Leaders from Ukraine and Russia announced Thursday they had agreed to temporary cease-fires to support “humanitarian corridors” for civilians to be evacuated and so food and medicine could be delivered. But local Ukrainian officials in the Kherson region say that the Russian military is not working with them and is instead pushing a plan to distribute its own aid unilaterally.

Regional governor Gennady Laguta wrote on Facebook on Friday that the “occupiers” had not given the go-ahead to send humanitarian aid to the Kherson region through the proposed corridor. Laguta said that Ukrainian authorities had readied 19 trucks, but they were not yet being allowed to go in. The Russians “are saying that they will provide humanitarian aid themselves,” Laguta wrote.

In his own message to Facebook, Kherson Mayor Ihor Kolykhaiev said that the agreement was not helping the city. “Despite yesterday’s agreements at the highest level, in practice,” Kolykhaev wrote, “all this is not yet working.”

“Apparently, the ‘good liberators’ are preparing to bring their ‘salvation’ to Kherson. First, they brought the situation to a critical point, and then they will heroically rescue us,” Kolykhaev wrote, referring to Russia.

A vital port and Black Sea shipbuilding city of almost 290,000 people that lies northwest of the Russian-occupied Crimean peninsula, Kherson was among the first Ukrainian cities that Russian forces targeted as they swept into Ukraine. Eyewitnesses say it is the first major city to fall to Kremlin forces, though Ukraine’s Defense Ministry has not confirmed it is controlled by Moscow.

The city, which lies on the Dnieper River, is considered strategically important as its occupation could help Russia cut off Ukrainian forces from the Black Sea coast. Russian forces have also targeted Mariupol, another southern port city, and many expect Russian troops to move on Odessa in the west soon a well.

Any delay in the deliveries of supplies to Kherson could have a serious impact on civilians. In an interview on Thursday, the secretary of the city council, Galina Luhova, said the city was low on medicine and food, and facing a “global catastrophe” if no solution could be found.

“In Kherson, we are running out of food — literally, we can still last for maybe three, four days,” Luhova said in a telephone interview on Thursday. The fighting has left large portions of Kherson without electricity and running water. “People are in a panic, people are tense, people are frightened just to the core of their souls,” she said.

Kolykhaev said Russian forces were preventing Ukrainian government officials from bringing in supplies, mobile communications had faced problems and the local television center had been taken over. “I give you my word: I do what I can. But I don’t know how long it will take. Please: think, stay human, help each other,” he said.

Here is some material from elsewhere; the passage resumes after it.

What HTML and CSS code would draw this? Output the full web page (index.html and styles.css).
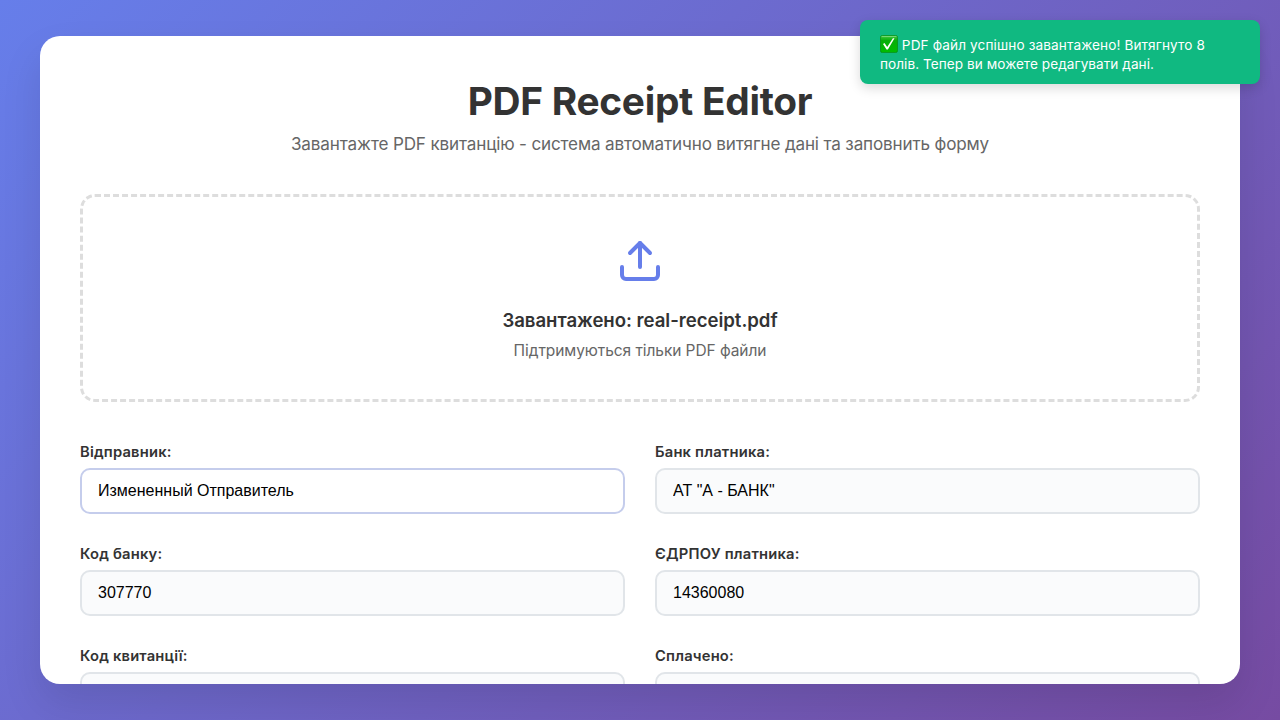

Though Russian troops have suffered set backs in their offensive and have failed to take Ukraine’s capital, Kyiv, they have had more success in the south and east of the country.

The mayor of Mariupol said Thursday that a Russian siege and hours of shelling that battered rail links and bridges had cut off water, power and food supplies. The mayor of Odessa said the population was preparing to mount a defense amid unverified reports that a large fleet of Russian warships was heading toward waters off the coast.